Mr. Shell is not the only BBG Board member trying to do business in countries like Russia and China, where human rights violations abound. Some former BBG members did it before him. They even used U.S. government employees to help them. It is a deeply troubling behavior considering the role the agency plays in defending human rights, democracy, and media freedom. These activities cannot be mixed. One cannot serve two masters well at the same time.
This latest diplomatic incident and apparent private conflict of interest behavior on the part of BBG Chairman Jeff Shell illustrates that the U.S. agency in charge of U.S. media outreach abroad has not gotten any better under Mr. Shell and Mr. Lansing. If anything, it has gotten worse. Hillary Clinton, the Chairman of the House Foreign Affairs Committee, Rep. Ed Royce (R-CA), Ranking Democratic member, Rep. Eliot Engel (D-NY) and all other committee members are still right in their previous assessment of the BBG. The agency is defunct, dysfunctional, broken, and mismanaged. It has some good elements left and some excellent journalists and other employees, but it has also become an embarrassment.
Mr. Shell, Mr. Lansing, Mr. Trimble should explain what they did, why they did it and be completely honest about it, or they should resign. Mr. Kent needs to explain what he knew about Mr. Shell’s ill-advised travel to Moscow on private and official business. The U.S. Congress needs to abolish the BBG Board and put in strong anti-conflict of interest clauses into any future reform legislation.

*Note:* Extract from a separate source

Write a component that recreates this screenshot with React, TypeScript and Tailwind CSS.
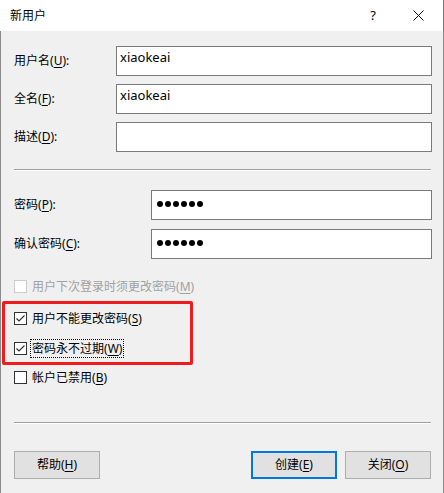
const font = "font-['Noto_Sans','Noto_Sans_CJK_SC',sans-serif]";

function Key({ k }: { k: string }) {
  return (
    <>
      (<span className="underline underline-offset-2">{k}</span>)
    </>
  );
}

function TextRow({
  label,
  k,
  labelW,
  value,
  dots,
  className = "",
}: {
  label: string;
  k: string;
  labelW: string;
  value?: string;
  dots?: boolean;
  className?: string;
}) {
  return (
    <div className={`flex h-[30px] items-center ${className}`}>
      <div className={`${labelW} shrink-0 text-[12px] text-black`}>
        {label}
        <Key k={k} />:
      </div>
      <div className="flex h-[30px] flex-1 items-start border border-[#7a7a7a] bg-white px-[3px] pt-[1px] text-[13px] text-black">
        {value}
        {dots && (
          <div className="mt-[9px] flex gap-[2px] pl-[2px]">
            {[0, 1, 2, 3, 4, 5].map((i) => (
              <span key={i} className="h-[6px] w-[6px] rounded-full bg-black" />
            ))}
          </div>
        )}
      </div>
    </div>
  );
}

function Check({
  checked,
  disabled,
  focus,
  label,
  k,
  className = "",
}: {
  checked?: boolean;
  disabled?: boolean;
  focus?: boolean;
  label: string;
  k: string;
  className?: string;
}) {
  return (
    <div className={`flex h-[20px] items-center gap-[3px] ${className}`}>
      <div
        className={`flex h-[13px] w-[13px] items-center justify-center border bg-white ${
          disabled ? "border-[#cccccc]" : "border-[#333333]"
        }`}
      >
        {checked && (
          <svg width="11" height="11" viewBox="0 0 11 11">
            <path d="M1.5 5.5 L4 8 L9.5 2.5" fill="none" stroke="#333" strokeWidth="1.2" />
          </svg>
        )}
      </div>
      <div
        className={`text-[12px] leading-[17px] ${
          disabled ? "text-[#a0a0a0]" : "text-black"
        } ${focus ? "border border-dotted border-black px-[1px]" : "border border-transparent px-[1px]"}`}
      >
        {label}
        <Key k={k} />
      </div>
    </div>
  );
}

function Sep({ className = "" }: { className?: string }) {
  return (
    <div className={`mr-[1px] ${className}`}>
      <div className="h-px bg-[#a0a0a0]" />
      <div className="h-px bg-white" />
    </div>
  );
}

function Btn({ label, k, primary }: { label: string; k: string; primary?: boolean }) {
  return (
    <div
      className={`flex h-[28px] w-[86px] items-center justify-center bg-[#e1e1e1] text-[12px] text-black ${
        primary ? "border-2 border-[#0078d7]" : "border border-[#adadad]"
      }`}
    >
      {label}
      <Key k={k} />
    </div>
  );
}

export default function App() {
  return (
    <div className={`relative h-[493px] w-[444px] overflow-hidden bg-white ${font}`}>
      {/* title bar */}
      <div className="flex h-[31px] items-center border-r border-[#777777] bg-white pl-[10px] text-[12px] text-black">
        <span>新用户</span>
        <span className="ml-auto mr-[37px] text-[13px]">?</span>
        <svg width="11" height="11" viewBox="0 0 11 11" className="mr-[19px]">
          <path d="M0.5 0.5 L10.5 10.5 M10.5 0.5 L0.5 10.5" stroke="#111" strokeWidth="1" />
        </svg>
      </div>

      {/* body */}
      <div className="flex h-[462px] flex-col border-x border-[#8a8a8a] bg-[#f0f0f0] pl-[13px] pr-[11px]">
        <TextRow className="mt-[15px]" label="用户名" k="U" labelW="w-[102px]" value="xiaokeai" />
        <TextRow className="mt-[8px]" label="全名" k="F" labelW="w-[102px]" value="xiaokeai" />
        <TextRow className="mt-[8px]" label="描述" k="D" labelW="w-[102px]" />

        <Sep className="mt-[17px]" />

        <TextRow className="mt-[19px]" label="密码" k="P" labelW="w-[137px]" dots />
        <TextRow className="mt-[9px]" label="确认密码" k="C" labelW="w-[137px]" dots />

        <Check className="mt-[17px]" disabled label="用户下次登录时须更改密码" k="M" />
        <Check className="mt-[12px]" checked label="用户不能更改密码" k="S" />
        <Check className="mt-[10px]" checked focus label="密码永不过期" k="W" />
        <Check className="mt-[9px]" label="帐户已禁用" k="B" />

        <Sep className="mt-[35px]" />

        <div className="mt-[27px] flex items-center">
          <Btn label="帮助" k="H" />
          <div className="ml-auto flex gap-[8px] pr-[1px]">
            <Btn label="创建" k="E" primary />
            <Btn label="关闭" k="O" />
          </div>
        </div>
      </div>

      {/* red annotation box */}
      <div className="pointer-events-none absolute left-[2px] top-[301px] h-[64px] w-[191px] rounded-[2px] border-[3px] border-[#ee1c1c]" />
    </div>
  );
}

If Mr. Shell, Mr. Lansing, and Mr. Trimble do not resign now or in the next few months, whoever wins the presidential race–whether it is Hillary Clinton, Donald Trump, who has been a target of one-sided attacks in some Voice of America (VOA) programs, or perhaps even somebody else–the next U.S. president must clean house at the agency from top to bottom. The next president working with Congress needs to completely restructure U.S. international media outreach. Only radical reform, which by the way Mr. Shell and Mr. Lansing are on the record as opposing, can make USIM effective again instead of being embarrassingly lame and at times dangerous, as it is now.